I'm trying to sort the data and categorize them as masks and images


df_imgs = df1[~df1['path'].str.contains("mask")] # get's all the pictures without the mask
df_masks = df1[df1['path'].str.contains("mask")] # all the images with mask

BASE_LEN = 98
END_IMG_LEN = 4
END_MASK_LEN = 9

IMG_SIZE = 512

# let's sort the data
imgs = sorted(df_imgs["path"].values, key = lambda x: int(x[BASE_LEN:-END_IMG_LEN]))
masks = sorted(df_masks["path"].values, key=lambda x: int(x[BASE_LEN:-END_MASK_LEN]))

print("Sorted image paths:")
for img_path in imgs:
    print(img_path)

print("\nSorted mask paths:")
for mask_path in masks:
    print(mask_path)

# let's check the sorting
idx = np.random.randint(0, len(imgs) - 1)
print(f"Path to the images: {imgs[idx]}, \nPath to the masks: {masks[idx]}")

Error: ValueError Traceback (most recent call last) in <cell line: 11>() 9 10 # let's sort the data ---> 11 imgs = sorted(df_imgs["path"].values, key = lambda x: int(x[BASE_LEN:-END_IMG_LEN])) 12 masks = sorted(df_masks["path"].values, key=lambda x: int(x[BASE_LEN:-END_MASK_LEN])) 13

in (x) 9 10 # let's sort the data ---> 11 imgs = sorted(df_imgs["path"].values, key = lambda x: int(x[BASE_LEN:-END_IMG_LEN])) 12 masks = sorted(df_masks["path"].values, key=lambda x: int(x[BASE_LEN:-END_MASK_LEN])) 13

ValueError: invalid literal for int() with base 10: ''

Can someone help me out here and tell me why I'm facing this issue I want to categorize the masks and images so that I can create a dataframe at the end, which contains the paths of each images and masks.


Solution

  • The error you are having (I assume) is due to the fact that the code inside the lambda function int(x[BASE_LEN:-END_IMG_LEN]) is trying to convert a non-integer string into an integer.

    The slice x[BASE_LEN:-END_IMG_LEN] is extracting a part of the string that is not a valid integer, resulting in the ValueError.

    And then the BASE_LEN, END_IMG_LEN, and END_MASK_LEN values are constants and might not match the actual positions of the numeric values you're trying to extract from your strings.

    I don't know the exact format of the paths in the 'path' column, so it's hard to provide a specific solution.

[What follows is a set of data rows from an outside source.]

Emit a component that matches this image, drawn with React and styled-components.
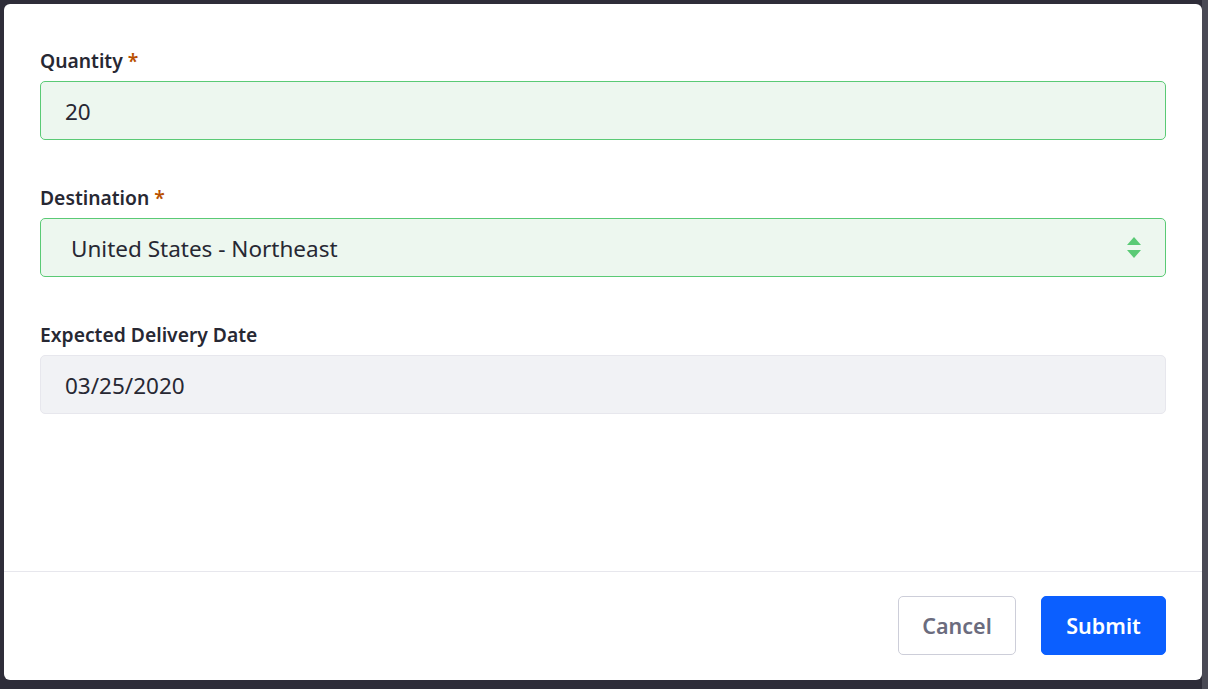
import React from "react";
import styled, { createGlobalStyle } from "styled-components";

const GlobalStyle = createGlobalStyle`
  html, body {
    margin: 0;
    padding: 0;
    background: #33323e;
    font-family: "Noto Sans", "Open Sans", sans-serif;
  }
  * { box-sizing: border-box; }
`;

const Backdrop = styled.div`
  width: 1208px;
  height: 689px;
  padding: 4px 6px 9px 4px;
  background: linear-gradient(to right, #2e2d39 0, #2e2d39 1202px, #4a4a55 1202px);
`;

const Modal = styled.div`
  height: 676px;
  background: #fff;
  border-radius: 6px;
  display: flex;
  flex-direction: column;
  overflow: hidden;
`;

const Body = styled.div`
  flex: 1;
  padding: 45px 36px 0 36px;
`;

const Group = styled.div`
  margin-bottom: 46px;
`;

const Label = styled.label`
  display: block;
  font-size: 19.3px;
  font-weight: 600;
  color: #272833;
  line-height: 24px;
  margin-bottom: 8px;
`;

const Req = styled.span`
  color: #b95000;
  margin-left: 5px;
`;

const Field = styled.div`
  position: relative;
  height: 59px;
  display: flex;
  align-items: center;
  padding-left: ${p => (p.select ? 30 : 24)}px;
  padding-top: 2px;
  font-size: 22.5px;
  color: #272833;
  border-radius: 5px;
  border: 1px solid ${p => (p.valid ? "#5aca75" : "#e7e7ed")};
  background: ${p => (p.valid ? "#edf7ef" : "#f1f2f5")};
`;

const Arrows = styled.svg`
  position: absolute;
  right: 24px;
  top: 50%;
  transform: translateY(-50%);
`;

const Footer = styled.div`
  border-top: 1px solid #e7e7ed;
  padding: 24px 36px 25px;
  display: flex;
  justify-content: flex-end;
  gap: 25px;
`;

const Button = styled.button`
  height: 59px;
  width: ${p => (p.primary ? 125 : 118)}px;
  padding: 0;
  font-family: inherit;
  font-size: 21.5px;
  font-weight: 600;
  border-radius: 5px;
  cursor: pointer;
  border: 1px solid ${p => (p.primary ? "#0b5fff" : "#cdced9")};
  background: ${p => (p.primary ? "#0b5fff" : "#fff")};
  color: ${p => (p.primary ? "#fff" : "#6b6c7e")};
`;

export default function App() {
  return (
    <>
      <GlobalStyle />
      <Backdrop>
        <Modal>
          <Body>
            <Group>
              <Label>Quantity<Req>*</Req></Label>
              <Field valid>20</Field>
            </Group>
            <Group>
              <Label>Destination<Req>*</Req></Label>
              <Field valid select>
                United States - Northeast
                <Arrows width="14" height="22" viewBox="0 0 14 22">
                  <path d="M7 0 L14 8 L0 8 Z M0 13 L14 13 L7 21 Z" fill="#5aca75" />
                </Arrows>
              </Field>
            </Group>
            <Group>
              <Label>Expected Delivery Date</Label>
              <Field>03/25/2020</Field>
            </Group>
          </Body>
          <Footer>
            <Button>Cancel</Button>
            <Button primary>Submit</Button>
          </Footer>
        </Modal>
      </Backdrop>
    </>
  );
}
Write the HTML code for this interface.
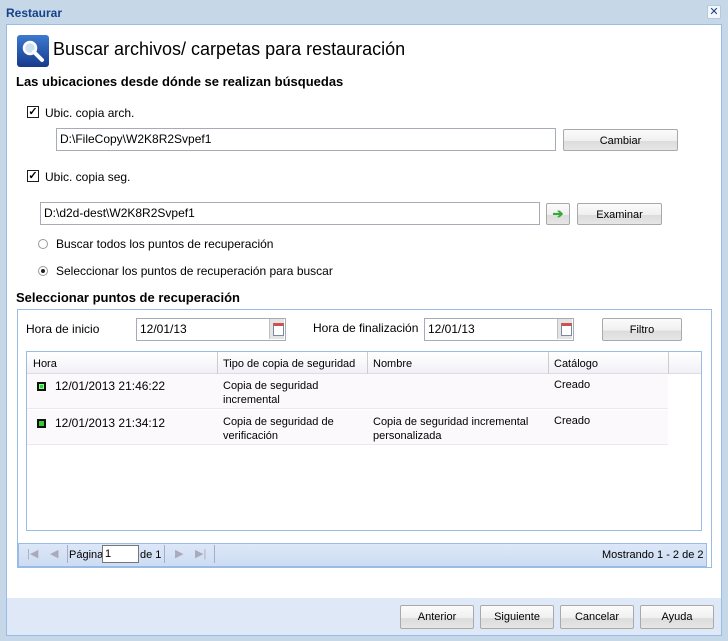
<!DOCTYPE html>
<html><head><meta charset="utf-8"><style>
*{box-sizing:border-box;margin:0;padding:0}
body{width:728px;height:641px;background:#c6d7e8;font-family:Tahoma,"Liberation Sans",sans-serif;font-size:11px;color:#000;position:relative;overflow:hidden}
.a{position:absolute;white-space:nowrap}
.btn{position:absolute;border:1px solid #a9a9a9;border-radius:2px;background:linear-gradient(#fbfbfb 0,#f0f0f0 55%,#dcdcdc 56%,#e6e6e6 100%);text-align:center;font-size:11px;padding-top:5px}
.inp{position:absolute;border:1px solid #a5acb5;background:#fff;padding:3px 0 0 3px;font-size:12px}
.cb{position:absolute;width:12px;height:12px;border:1px solid #1c1c1c;background:#fff;font-size:11px;line-height:10px;text-align:center;font-weight:bold}
.rd{position:absolute;width:10px;height:10px;border:1px solid #9a9a9a;border-radius:50%;background:#fff}
.cal{position:absolute;width:15px;height:20px;background:#e4e4e4;border-left:1px solid #c0c0c0}
.cal:after{content:"";position:absolute;left:3px;top:4px;width:9px;height:9px;border:1px solid #7a8aa0;background:#fff;border-top:3px solid #d05050}
</style></head><body>
<div class="a" style="left:6px;top:6px;font-weight:bold;color:#15428b;font-size:12px">Restaurar</div>
<div class="a" style="left:707px;top:5px;width:14px;height:14px;border:1px solid #b8c8dc;border-radius:2px;background:#f3f7fb;color:#15428b;font-size:11px;line-height:12px;text-align:center">✕</div>
<div class="a" style="left:6px;top:24px;width:716px;height:575px;background:#fff;border:1px solid #99bbe8"></div>
<div class="a" style="left:6px;top:598px;width:716px;height:38px;background:#dfe8f6;border-left:1px solid #99bbe8;border-right:1px solid #99bbe8;border-bottom:1px solid #99bbe8"></div>
<div class="a" style="left:17px;top:35px;width:32px;height:32px;border-radius:3px;background:linear-gradient(#3d7ad0,#163a8c)"><svg width="32" height="32"><circle cx="13" cy="13" r="6" fill="#cfe0f5" stroke="#fff" stroke-width="2.5"/><line x1="17" y1="17" x2="25" y2="25" stroke="#fff" stroke-width="4" stroke-linecap="round"/></svg></div>
<div class="a" style="left:53px;top:39px;font-size:18px">Buscar archivos/ carpetas para restauración</div>
<div class="a" style="left:16px;top:74px;font-size:13px;font-weight:bold">Las ubicaciones desde dónde se realizan búsquedas</div>
<div class="cb" style="left:27px;top:106px">✓</div><div class="a" style="left:45px;top:106px;font-size:12px">Ubic. copia arch.</div>
<div class="inp" style="left:56px;top:128px;width:500px;height:23px">D:\FileCopy\W2K8R2Svpef1</div>
<div class="btn" style="left:563px;top:129px;width:115px;height:22px">Cambiar</div>
<div class="cb" style="left:27px;top:170px">✓</div><div class="a" style="left:45px;top:170px;font-size:12px">Ubic. copia seg.</div>
<div class="inp" style="left:40px;top:202px;width:500px;height:23px">D:\d2d-dest\W2K8R2Svpef1</div>
<div class="btn" style="left:546px;top:203px;width:24px;height:22px;color:#3a3;font-weight:bold;padding-top:2px;font-size:13px">➔</div>
<div class="btn" style="left:577px;top:203px;width:85px;height:22px">Examinar</div>
<div class="rd" style="left:38px;top:239px"></div><div class="a" style="left:56px;top:237px;font-size:12px">Buscar todos los puntos de recuperación</div>
<div class="rd" style="left:38px;top:266px"><div style="position:absolute;left:2px;top:2px;width:4px;height:4px;border-radius:50%;background:#222"></div></div><div class="a" style="left:56px;top:264px;font-size:12px">Seleccionar los puntos de recuperación para buscar</div>
<div class="a" style="left:16px;top:290px;font-size:13px;font-weight:bold">Seleccionar puntos de recuperación</div>
<div class="a" style="left:17px;top:309px;width:695px;height:259px;border:1px solid #99bbe8"></div>
<div class="a" style="left:26px;top:322px;font-size:12px">Hora de inicio</div>
<div class="inp" style="left:136px;top:318px;width:150px;height:23px">12/01/13</div><div class="cal" style="left:269px;top:319px"></div>
<div class="a" style="left:313px;top:321px;font-size:12px">Hora de finalización</div>
<div class="inp" style="left:424px;top:318px;width:150px;height:23px">12/01/13</div><div class="cal" style="left:557px;top:319px"></div>
<div class="btn" style="left:602px;top:318px;width:80px;height:23px">Filtro</div>
<div class="a" style="left:26px;top:351px;width:676px;height:180px;border:1px solid #99bbe8;background:#fff"></div>
<div class="a" style="left:27px;top:352px;width:674px;height:22px;background:linear-gradient(#fff,#f2f0f6);border-bottom:1px solid #dcdce6"></div>
<div class="a" style="left:217px;top:352px;width:1px;height:22px;background:#ccc"></div>
<div class="a" style="left:367px;top:352px;width:1px;height:22px;background:#ccc"></div>
<div class="a" style="left:548px;top:352px;width:1px;height:22px;background:#ccc"></div>
<div class="a" style="left:668px;top:352px;width:1px;height:22px;background:#ccc"></div>
<div class="a" style="left:33px;top:358px">Hora</div><div class="a" style="left:223px;top:358px">Tipo de copia de seguridad</div><div class="a" style="left:373px;top:358px">Nombre</div><div class="a" style="left:554px;top:358px">Catálogo</div>
<div class="a" style="left:27px;top:374px;width:641px;height:35px;background:#fbf9fc;border-bottom:1px solid #ebe8ee"></div>
<div class="a" style="left:27px;top:410px;width:641px;height:35px;background:#fbf9fc;border-bottom:1px solid #ebe8ee"></div>
<div class="a" style="left:37px;top:382px;width:9px;height:9px;background:#3c3;border:2px solid #111;box-shadow:inset 0 0 0 1px #8f8"></div>
<div class="a" style="left:55px;top:379px;font-size:12px">12/01/2013 21:46:22</div>
<div class="a" style="left:223px;top:379px;line-height:14px">Copia de seguridad<br>incremental</div>
<div class="a" style="left:554px;top:379px">Creado</div>
<div class="a" style="left:37px;top:419px;width:9px;height:9px;background:#3c3;border:2px solid #111"></div>
<div class="a" style="left:55px;top:416px;font-size:12px">12/01/2013 21:34:12</div>
<div class="a" style="left:223px;top:415px;line-height:14px">Copia de seguridad de<br>verificación</div>
<div class="a" style="left:373px;top:415px;line-height:14px">Copia de seguridad incremental<br>personalizada</div>
<div class="a" style="left:554px;top:415px">Creado</div>
<div class="a" style="left:18px;top:543px;width:689px;height:24px;background:linear-gradient(#dce8f8,#cddcf2);border:1px solid #99bbe8"></div>
<div class="a" style="left:27px;top:547px;color:#aab">|◀</div><div class="a" style="left:50px;top:547px;color:#aab">◀</div>
<div class="a" style="left:67px;top:545px;width:1px;height:18px;background:#aac"></div>
<div class="a" style="left:69px;top:549px">Página</div>
<div class="a" style="left:102px;top:545px;width:37px;height:18px;background:#fff;border:1px solid #777;padding-left:2px;line-height:16px">1</div>
<div class="a" style="left:140px;top:549px">de 1</div>
<div class="a" style="left:164px;top:545px;width:1px;height:18px;background:#aac"></div>
<div class="a" style="left:175px;top:547px;color:#aab">▶</div><div class="a" style="left:195px;top:547px;color:#aab">▶|</div>
<div class="a" style="left:214px;top:545px;width:1px;height:18px;background:#aac"></div>
<div class="a" style="left:602px;top:549px">Mostrando 1 - 2 de 2</div>
<div class="btn" style="left:400px;top:605px;width:74px;height:24px">Anterior</div>
<div class="btn" style="left:480px;top:605px;width:74px;height:24px">Siguiente</div>
<div class="btn" style="left:560px;top:605px;width:74px;height:24px">Cancelar</div>
<div class="btn" style="left:640px;top:605px;width:74px;height:24px">Ayuda</div>
</body></html>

Try to print the value of the substring inside the lambda function that you're attempting to convert to an integer. This will allow you to see exactly what is causing the error.

    Then try the following :

    def key_function(x):
        value = x[BASE_LEN:-END_IMG_LEN]
        print("Attempting to convert:", value)  # Print the problematic value
        return int(value)
    
    imgs = sorted(df_imgs["path"].values, key=key_function)
    

    You will be able to see what is being attempted to convert to an integer and figure out why it's not working. Feel free to share an example of the paths if you'd like more specific guidance.